The SNP opposes Brexit, and this may be welcomed by Remainers. But it places unionists in a bind. While Labour north of the border has been scrambling to out-union Ms. Davidson, the London-based U.K. Labour leadership shows every sign of thinking differently. John McDonnell, the shadow Chancellor, said in August that his party should not try to block a second vote on independence – which, in party negotiating terms, amounts to turning up at the SNP’s door with a colossal bouquet of roses. (He has since tried to distance himself from the comments, but did not rule out working together.) Left-wing unionists have become an awkward third wheel. “The issue is where staunch anti-independent folk go, with Labour doing its very best to repel them,” says Duncan Hothersall, a Labour Party activist.
And this – rather than the latest machinations in Westminster – is the heart of the matter.

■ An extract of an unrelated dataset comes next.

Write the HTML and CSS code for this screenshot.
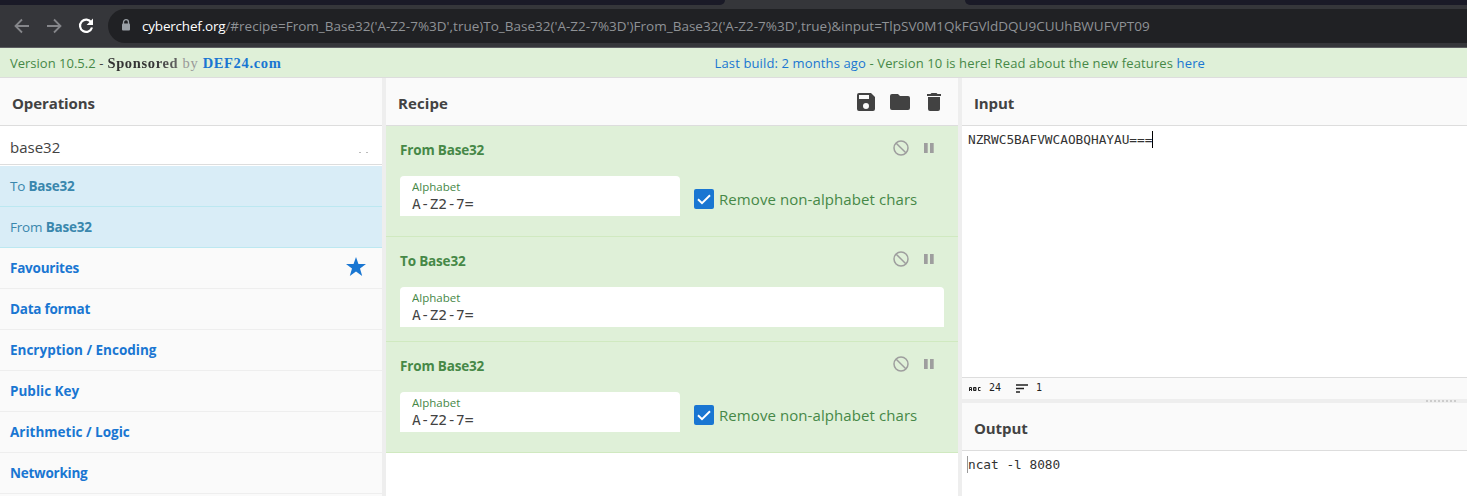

If there is one certainty in British politics, it is that any successful campaign relies on thousands of volunteers knocking on (often hostile) strangers’ doors and trying to talk them around. In 2014, the unionists were savaged in the street, but they won. Now the vision they talked about is receding, and there is little to replace it.
“Like Albert Camus, I love my country too much to be a nationalist,” Ms. Davidson said in her 2017 George Orwell lecture on the difference between patriotism and nationalism. Patriotism, she argued, was being “proudly Scottish, Welsh, Bajan or Pakistani, at the same time as enjoying our Britishness.” Nationalism, on the other hand, was “about power, and its obsessive pursuit, and the dichotomization of a population into the authentic and the inauthentic.”
Her subject was Scotland, but she might as easily have been talking about the English nationalists in the Tory party. Boris Johnson may win an early election. The price could be the breakup of the U.K.